Reading for Monday, August 20: 1 Timothy 2
Paul begins with an encouragement to prayer, which is something you’d probably expect to find in the Bible. What’s interesting is his emphasis on praying for “all people”, particularly ruling authorities. “First of all, then, I urge that supplications, prayers, intercessions, and thanksgivings be made for all people, for kings and all who are in high positions, that we may lead a peaceful and quiet life, godly and dignified in every way,” (v1-2). This is good and pleasing to God (v3) because it is in keeping with His desire that “all people” would be saved and come to a knowledge of the truth (v4). This broad scene of “all people” referred to here is countered by the acknowledgement of one mediator, one access point to life with God: “Christ Jesus, who gave himself as a ransom for all” (v6).
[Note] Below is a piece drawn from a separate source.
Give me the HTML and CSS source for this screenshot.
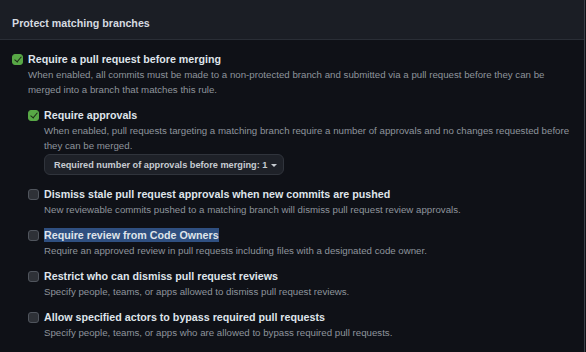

Paul moves from prayer into a broader discussion of the mechanics of worship: lift holy hands without quarreling; women should adorn themselves modestly in keeping with the godliness they profess; women should also learn in quietness and submission, rather than seeking to wield authority. Much ink has been spilled in an effort to explain these verses as they pertain to women’s roles in the church’s public life of worship. Is Paul’s statement universally binding on all churches and all believers everywhere? Based on his appeal to the order of creation and his indictment of Eve as the one who was deceived (v14), some will argue that this is the case. And based on other passages like 1 Cor. 14:33-35, the evidence seems to point this direction. But then, what are we to do with the teaching of Paul in 1 Cor. 11 where he encourages women to cover their head while they pray or prophesy, presumably in the corporate worship setting where these activities took place?
The issue is obviously one that requires a lot of attention and discussion. For our purposes, I want to point out Paul’s insistence that the Biblical narrative has power to speak to our current circumstances, no matter how contemporary they may seem. The challenges facing people of faith today are certainly unique to our times. Yet, Paul gives us hope that the template of faith is already laid out for us. Paul finds these little hooks throughout the Biblical narrative, places where he can get a foothold and survey the landscape. Paul enters into the world of Scripture and finds instruction and guidance. And the same is true for us. I suppose people will debate the nature of Paul’s teaching here for a long time, but what’s undeniable is his insistence that true life is found in God’s Word, the Living Word alive in these stories, making them more than episodes of Scripture but something even more robust and lively — the key to life itself.